* START Data extract *

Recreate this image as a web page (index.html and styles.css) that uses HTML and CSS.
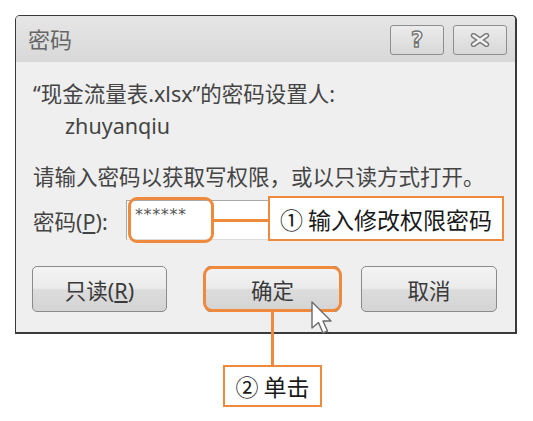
FILE: index.html
```html
<!DOCTYPE html>
<html lang="zh-CN">
<head>
    <meta charset="UTF-8">
    <meta name="viewport" content="width=device-width, initial-scale=1.0">
    <title>密码</title>
    <link rel="stylesheet" href="styles.css">
</head>
<body>
    <div class="dialog">
        <div class="titlebar">
            <span class="title">密码</span>
            <div class="caption-buttons">
                <span class="cap-btn"><span class="cap-help">?</span></span>
                <span class="cap-btn">
                    <svg width="20" height="14" viewBox="0 0 20 14">
                        <path d="M3.5 2.5 L16.5 11.5 M16.5 2.5 L3.5 11.5" stroke="#7a7a7a" stroke-width="5.5" stroke-linecap="round"/>
                        <path d="M3.5 2.5 L16.5 11.5 M16.5 2.5 L3.5 11.5" stroke="#f2f2f2" stroke-width="2.6" stroke-linecap="round"/>
                    </svg>
                </span>
            </div>
        </div>

        <div class="content">
            <p class="line first">“现金流量表.xlsx”的密码设置人:</p>
            <p class="line owner">zhuyanqiu</p>
            <p class="line prompt">请输入密码以获取写权限，或以只读方式打开。</p>

            <div class="pw-row">
                <span class="pw-label">密码(<u>P</u>):</span>
                <div class="pw-input">
                    <span class="pw-value">******</span>
                    <span class="ring ring-input"></span>
                    <span class="connector"></span>
                    <span class="callout callout-input">① 输入修改权限密码</span>
                </div>
            </div>

            <div class="actions">
                <button class="btn btn-readonly">只读(<u>R</u>)</button>
                <div class="btn-wrap">
                    <button class="btn btn-ok">确定</button>
                    <span class="ring ring-btn"></span>
                    <span class="drop-line"></span>
                </div>
                <button class="btn btn-cancel">取消</button>
            </div>
        </div>

        <svg class="cursor" width="22" height="34" viewBox="0 0 22 34">
            <path d="M1 1 L1 27 L7.5 21.5 L12 32 L16.5 30 L12 20 L20 20 Z" fill="#fff" stroke="#6a6a6a" stroke-width="1.4" stroke-linejoin="round"/>
        </svg>
    </div>

    <div class="callout callout-click">② 单击</div>
</body>
</html>
```

FILE: styles.css
```css
body {
    margin: 0;
    background: #fff;
    font-family: "Noto Sans", "Noto Sans CJK SC", sans-serif;
    width: 533px;
    height: 421px;
    overflow: hidden;
}
.dialog {
    position: relative;
    box-sizing: border-box;
    width: 502px;
    height: 319px;
    margin: 15px 0 0 15px;
    border: 1px solid #3a3a3a;
    border-right-width: 2px;
    border-bottom-width: 2px;
    border-radius: 5px 5px 0 0;
    background: #efefef;
}
.titlebar {
    height: 46px;
    display: flex;
    align-items: flex-start;
    justify-content: space-between;
    padding: 0 8px 0 12px;
    background: linear-gradient(#e6e6e6, #d8d8d8);
    border-radius: 4px 4px 0 0;
}
.title {
    font-size: 22px;
    line-height: 46px;
    color: #666;
}
.caption-buttons {
    display: flex;
    gap: 9px;
    margin-top: 9px;
}
.cap-btn {
    box-sizing: border-box;
    width: 54px;
    height: 30px;
    display: flex;
    align-items: center;
    justify-content: center;
    border: 1px solid #8e8e8e;
    border-radius: 3px;
    background: linear-gradient(#ececec, #d8d8d8);
}
.cap-help {
    font-family: "DejaVu Sans", sans-serif;
    font-weight: bold;
    font-size: 21px;
    line-height: 1;
    color: #f4f4f4;
    -webkit-text-stroke: 1.4px #777;
}
.content {
    padding: 0 0 0 17px;
}
.line {
    margin: 0;
    font-size: 21.5px;
    line-height: 32px;
    color: #444;
}
.first {
    margin-top: 16px;
}
.owner {
    padding-left: 32px;
}
.prompt {
    margin-top: 19px;
}
.pw-row {
    display: flex;
    align-items: center;
    margin-top: 7px;
    height: 40px;
}
.pw-label {
    width: 93px;
    font-size: 21.5px;
    color: #444;
}
.pw-input {
    position: relative;
    box-sizing: border-box;
    width: 376px;
    height: 40px;
    background: #fff;
    border: 1px solid #a9a9a9;
    border-bottom-color: #dcdcdc;
    padding: 2px 8px;
}
.pw-value {
    font-family: "DejaVu Sans", sans-serif;
    font-size: 16px;
    letter-spacing: 0.6px;
    color: #555;
}
.ring {
    position: absolute;
    box-sizing: border-box;
    border: 3px solid #ef8a3d;
    border-radius: 9px;
}
.ring-input {
    left: 1px;
    top: -4px;
    width: 86px;
    height: 46px;
}
.connector {
    position: absolute;
    left: 86px;
    top: 18px;
    width: 56px;
    height: 3px;
    background: #ef8a3d;
}
.callout {
    box-sizing: border-box;
    background: #fff;
    border: 2px solid #ef8a3d;
    color: #1a1a1a;
    font-family: "Noto Sans CJK SC", sans-serif;
    font-size: 23px;
    display: flex;
    align-items: center;
    justify-content: center;
}
.callout-input {
    position: absolute;
    left: 141px;
    top: -5px;
    width: 236px;
    height: 45px;
}
.actions {
    display: flex;
    margin-top: 26px;
    margin-left: -1px;
}
.btn {
    box-sizing: border-box;
    width: 135px;
    height: 46px;
    border: 1px solid #8a8a8a;
    border-radius: 5px;
    background: linear-gradient(#f3f3f3 0%, #ebebeb 48%, #dcdcdc 52%, #d4d4d4 100%);
    font-family: "Noto Sans", "Noto Sans CJK SC", sans-serif;
    font-size: 21.5px;
    color: #3a3a3a;
    padding: 0;
}
.btn-wrap {
    position: relative;
    margin-left: 38px;
}
.btn-ok {
    display: block;
}
.ring-btn {
    left: -2px;
    right: -2px;
    top: 0;
    bottom: 0;
}
.drop-line {
    position: absolute;
    left: 66px;
    top: 46px;
    width: 3px;
    height: 53px;
    background: #ef8a3d;
}
.btn-cancel {
    margin-left: 21px;
    width: 136px;
}
.cursor {
    position: absolute;
    left: 295px;
    top: 285px;
}
.callout-click {
    width: 99px;
    height: 42px;
    margin: 31px 0 0 223px;
}
```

* END Data extract *

• The exercise
Transcribe the full listing above exactly as it stands, minus the pictures.

• Task solution
Recreate this image as a web page (index.html and styles.css) that uses HTML and CSS.
FILE: index.html
```html
<!DOCTYPE html>
<html lang="zh-CN">
<head>
    <meta charset="UTF-8">
    <meta name="viewport" content="width=device-width, initial-scale=1.0">
    <title>密码</title>
    <link rel="stylesheet" href="styles.css">
</head>
<body>
    <div class="dialog">
        <div class="titlebar">
            <span class="title">密码</span>
            <div class="caption-buttons">
                <span class="cap-btn"><span class="cap-help">?</span></span>
                <span class="cap-btn">
                    <svg width="20" height="14" viewBox="0 0 20 14">
                        <path d="M3.5 2.5 L16.5 11.5 M16.5 2.5 L3.5 11.5" stroke="#7a7a7a" stroke-width="5.5" stroke-linecap="round"/>
                        <path d="M3.5 2.5 L16.5 11.5 M16.5 2.5 L3.5 11.5" stroke="#f2f2f2" stroke-width="2.6" stroke-linecap="round"/>
                    </svg>
                </span>
            </div>
        </div>

        <div class="content">
            <p class="line first">“现金流量表.xlsx”的密码设置人:</p>
            <p class="line owner">zhuyanqiu</p>
            <p class="line prompt">请输入密码以获取写权限，或以只读方式打开。</p>

            <div class="pw-row">
                <span class="pw-label">密码(<u>P</u>):</span>
                <div class="pw-input">
                    <span class="pw-value">******</span>
                    <span class="ring ring-input"></span>
                    <span class="connector"></span>
                    <span class="callout callout-input">① 输入修改权限密码</span>
                </div>
            </div>

            <div class="actions">
                <button class="btn btn-readonly">只读(<u>R</u>)</button>
                <div class="btn-wrap">
                    <button class="btn btn-ok">确定</button>
                    <span class="ring ring-btn"></span>
                    <span class="drop-line"></span>
                </div>
                <button class="btn btn-cancel">取消</button>
            </div>
        </div>

        <svg class="cursor" width="22" height="34" viewBox="0 0 22 34">
            <path d="M1 1 L1 27 L7.5 21.5 L12 32 L16.5 30 L12 20 L20 20 Z" fill="#fff" stroke="#6a6a6a" stroke-width="1.4" stroke-linejoin="round"/>
        </svg>
    </div>

    <div class="callout callout-click">② 单击</div>
</body>
</html>
```

FILE: styles.css
```css
body {
    margin: 0;
    background: #fff;
    font-family: "Noto Sans", "Noto Sans CJK SC", sans-serif;
    width: 533px;
    height: 421px;
    overflow: hidden;
}
.dialog {
    position: relative;
    box-sizing: border-box;
    width: 502px;
    height: 319px;
    margin: 15px 0 0 15px;
    border: 1px solid #3a3a3a;
    border-right-width: 2px;
    border-bottom-width: 2px;
    border-radius: 5px 5px 0 0;
    background: #efefef;
}
.titlebar {
    height: 46px;
    display: flex;
    align-items: flex-start;
    justify-content: space-between;
    padding: 0 8px 0 12px;
    background: linear-gradient(#e6e6e6, #d8d8d8);
    border-radius: 4px 4px 0 0;
}
.title {
    font-size: 22px;
    line-height: 46px;
    color: #666;
}
.caption-buttons {
    display: flex;
    gap: 9px;
    margin-top: 9px;
}
.cap-btn {
    box-sizing: border-box;
    width: 54px;
    height: 30px;
    display: flex;
    align-items: center;
    justify-content: center;
    border: 1px solid #8e8e8e;
    border-radius: 3px;
    background: linear-gradient(#ececec, #d8d8d8);
}
.cap-help {
    font-family: "DejaVu Sans", sans-serif;
    font-weight: bold;
    font-size: 21px;
    line-height: 1;
    color: #f4f4f4;
    -webkit-text-stroke: 1.4px #777;
}
.content {
    padding: 0 0 0 17px;
}
.line {
    margin: 0;
    font-size: 21.5px;
    line-height: 32px;
    color: #444;
}
.first {
    margin-top: 16px;
}
.owner {
    padding-left: 32px;
}
.prompt {
    margin-top: 19px;
}
.pw-row {
    display: flex;
    align-items: center;
    margin-top: 7px;
    height: 40px;
}
.pw-label {
    width: 93px;
    font-size: 21.5px;
    color: #444;
}
.pw-input {
    position: relative;
    box-sizing: border-box;
    width: 376px;
    height: 40px;
    background: #fff;
    border: 1px solid #a9a9a9;
    border-bottom-color: #dcdcdc;
    padding: 2px 8px;
}
.pw-value {
    font-family: "DejaVu Sans", sans-serif;
    font-size: 16px;
    letter-spacing: 0.6px;
    color: #555;
}
.ring {
    position: absolute;
    box-sizing: border-box;
    border: 3px solid #ef8a3d;
    border-radius: 9px;
}
.ring-input {
    left: 1px;
    top: -4px;
    width: 86px;
    height: 46px;
}
.connector {
    position: absolute;
    left: 86px;
    top: 18px;
    width: 56px;
    height: 3px;
    background: #ef8a3d;
}
.callout {
    box-sizing: border-box;
    background: #fff;
    border: 2px solid #ef8a3d;
    color: #1a1a1a;
    font-family: "Noto Sans CJK SC", sans-serif;
    font-size: 23px;
    display: flex;
    align-items: center;
    justify-content: center;
}
.callout-input {
    position: absolute;
    left: 141px;
    top: -5px;
    width: 236px;
    height: 45px;
}
.actions {
    display: flex;
    margin-top: 26px;
    margin-left: -1px;
}
.btn {
    box-sizing: border-box;
    width: 135px;
    height: 46px;
    border: 1px solid #8a8a8a;
    border-radius: 5px;
    background: linear-gradient(#f3f3f3 0%, #ebebeb 48%, #dcdcdc 52%, #d4d4d4 100%);
    font-family: "Noto Sans", "Noto Sans CJK SC", sans-serif;
    font-size: 21.5px;
    color: #3a3a3a;
    padding: 0;
}
.btn-wrap {
    position: relative;
    margin-left: 38px;
}
.btn-ok {
    display: block;
}
.ring-btn {
    left: -2px;
    right: -2px;
    top: 0;
    bottom: 0;
}
.drop-line {
    position: absolute;
    left: 66px;
    top: 46px;
    width: 3px;
    height: 53px;
    background: #ef8a3d;
}
.btn-cancel {
    margin-left: 21px;
    width: 136px;
}
.cursor {
    position: absolute;
    left: 295px;
    top: 285px;
}
.callout-click {
    width: 99px;
    height: 42px;
    margin: 31px 0 0 223px;
}
```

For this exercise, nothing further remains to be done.